**Aim**. Track down each line that has the word "index" and copy it.

--------

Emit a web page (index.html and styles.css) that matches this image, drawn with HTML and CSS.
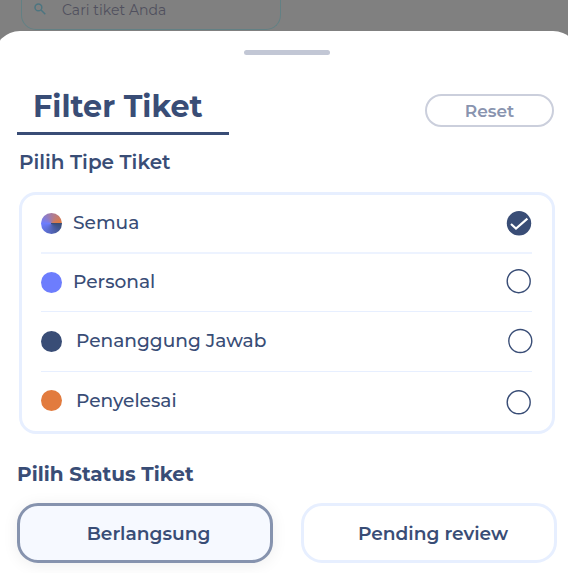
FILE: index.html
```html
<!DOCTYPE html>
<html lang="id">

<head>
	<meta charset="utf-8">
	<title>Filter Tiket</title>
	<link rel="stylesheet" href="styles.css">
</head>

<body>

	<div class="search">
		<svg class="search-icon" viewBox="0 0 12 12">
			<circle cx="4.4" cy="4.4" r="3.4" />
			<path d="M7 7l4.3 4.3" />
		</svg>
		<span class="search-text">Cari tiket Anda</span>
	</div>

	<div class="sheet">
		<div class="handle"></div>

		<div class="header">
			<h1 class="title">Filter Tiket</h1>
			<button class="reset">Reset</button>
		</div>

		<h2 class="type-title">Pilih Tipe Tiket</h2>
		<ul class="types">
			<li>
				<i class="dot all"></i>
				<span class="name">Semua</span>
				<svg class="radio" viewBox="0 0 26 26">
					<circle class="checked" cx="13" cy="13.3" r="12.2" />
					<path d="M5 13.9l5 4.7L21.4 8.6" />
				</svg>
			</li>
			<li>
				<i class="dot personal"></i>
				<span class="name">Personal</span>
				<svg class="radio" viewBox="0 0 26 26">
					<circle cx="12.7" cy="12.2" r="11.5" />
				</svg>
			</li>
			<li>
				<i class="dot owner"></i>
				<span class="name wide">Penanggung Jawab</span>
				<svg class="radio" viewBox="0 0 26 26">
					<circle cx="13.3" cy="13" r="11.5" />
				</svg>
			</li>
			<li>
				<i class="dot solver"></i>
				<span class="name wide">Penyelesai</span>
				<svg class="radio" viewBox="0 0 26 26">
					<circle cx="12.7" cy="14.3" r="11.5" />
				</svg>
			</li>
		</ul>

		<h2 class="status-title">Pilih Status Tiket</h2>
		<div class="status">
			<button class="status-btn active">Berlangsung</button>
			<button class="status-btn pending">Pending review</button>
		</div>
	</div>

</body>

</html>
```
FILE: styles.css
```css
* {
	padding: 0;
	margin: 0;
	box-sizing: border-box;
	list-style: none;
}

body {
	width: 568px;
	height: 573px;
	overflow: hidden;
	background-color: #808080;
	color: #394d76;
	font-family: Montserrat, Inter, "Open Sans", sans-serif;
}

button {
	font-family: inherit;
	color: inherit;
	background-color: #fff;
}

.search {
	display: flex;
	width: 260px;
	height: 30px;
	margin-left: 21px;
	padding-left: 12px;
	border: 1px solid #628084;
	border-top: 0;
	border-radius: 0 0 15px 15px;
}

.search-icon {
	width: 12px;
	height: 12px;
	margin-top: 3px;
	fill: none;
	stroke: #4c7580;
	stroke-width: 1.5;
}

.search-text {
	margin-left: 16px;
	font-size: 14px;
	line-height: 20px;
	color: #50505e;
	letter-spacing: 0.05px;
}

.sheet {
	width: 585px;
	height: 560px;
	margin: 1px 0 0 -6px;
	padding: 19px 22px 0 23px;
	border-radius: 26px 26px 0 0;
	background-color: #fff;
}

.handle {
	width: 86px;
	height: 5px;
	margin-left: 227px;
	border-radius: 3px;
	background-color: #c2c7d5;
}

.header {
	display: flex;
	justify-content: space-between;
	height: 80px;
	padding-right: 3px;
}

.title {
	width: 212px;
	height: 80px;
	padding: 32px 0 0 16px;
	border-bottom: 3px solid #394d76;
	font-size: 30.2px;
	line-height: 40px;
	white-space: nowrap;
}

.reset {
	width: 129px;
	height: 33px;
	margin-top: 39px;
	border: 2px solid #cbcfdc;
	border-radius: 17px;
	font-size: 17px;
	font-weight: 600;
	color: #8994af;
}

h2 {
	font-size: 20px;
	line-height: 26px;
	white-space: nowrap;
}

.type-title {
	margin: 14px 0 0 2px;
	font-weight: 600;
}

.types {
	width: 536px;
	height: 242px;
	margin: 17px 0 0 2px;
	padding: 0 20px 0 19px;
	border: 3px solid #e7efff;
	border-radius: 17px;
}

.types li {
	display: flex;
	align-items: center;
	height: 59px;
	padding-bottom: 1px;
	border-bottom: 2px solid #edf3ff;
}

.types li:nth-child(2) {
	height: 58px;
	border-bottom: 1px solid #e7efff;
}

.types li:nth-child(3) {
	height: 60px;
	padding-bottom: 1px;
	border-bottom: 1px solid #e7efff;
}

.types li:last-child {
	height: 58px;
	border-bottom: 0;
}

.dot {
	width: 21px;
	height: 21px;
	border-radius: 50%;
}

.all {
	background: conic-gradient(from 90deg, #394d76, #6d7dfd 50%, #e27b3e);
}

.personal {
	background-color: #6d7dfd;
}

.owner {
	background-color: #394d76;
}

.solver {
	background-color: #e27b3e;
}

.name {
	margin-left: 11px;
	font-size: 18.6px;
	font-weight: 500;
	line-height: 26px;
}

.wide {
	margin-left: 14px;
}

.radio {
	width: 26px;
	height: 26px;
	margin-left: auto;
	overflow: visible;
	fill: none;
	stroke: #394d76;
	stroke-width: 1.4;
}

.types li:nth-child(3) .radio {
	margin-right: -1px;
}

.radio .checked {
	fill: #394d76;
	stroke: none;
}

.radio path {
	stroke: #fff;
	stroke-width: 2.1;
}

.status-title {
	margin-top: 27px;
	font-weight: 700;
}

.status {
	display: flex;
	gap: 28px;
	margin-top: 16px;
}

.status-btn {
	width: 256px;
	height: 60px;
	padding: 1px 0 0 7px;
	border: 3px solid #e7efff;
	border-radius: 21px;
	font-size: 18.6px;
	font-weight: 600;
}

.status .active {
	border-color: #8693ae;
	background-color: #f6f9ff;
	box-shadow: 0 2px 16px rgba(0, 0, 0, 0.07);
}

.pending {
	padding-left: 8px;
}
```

--------

**Exercise output**.
Emit a web page (index.html and styles.css) that matches this image, drawn with HTML and CSS.
FILE: index.html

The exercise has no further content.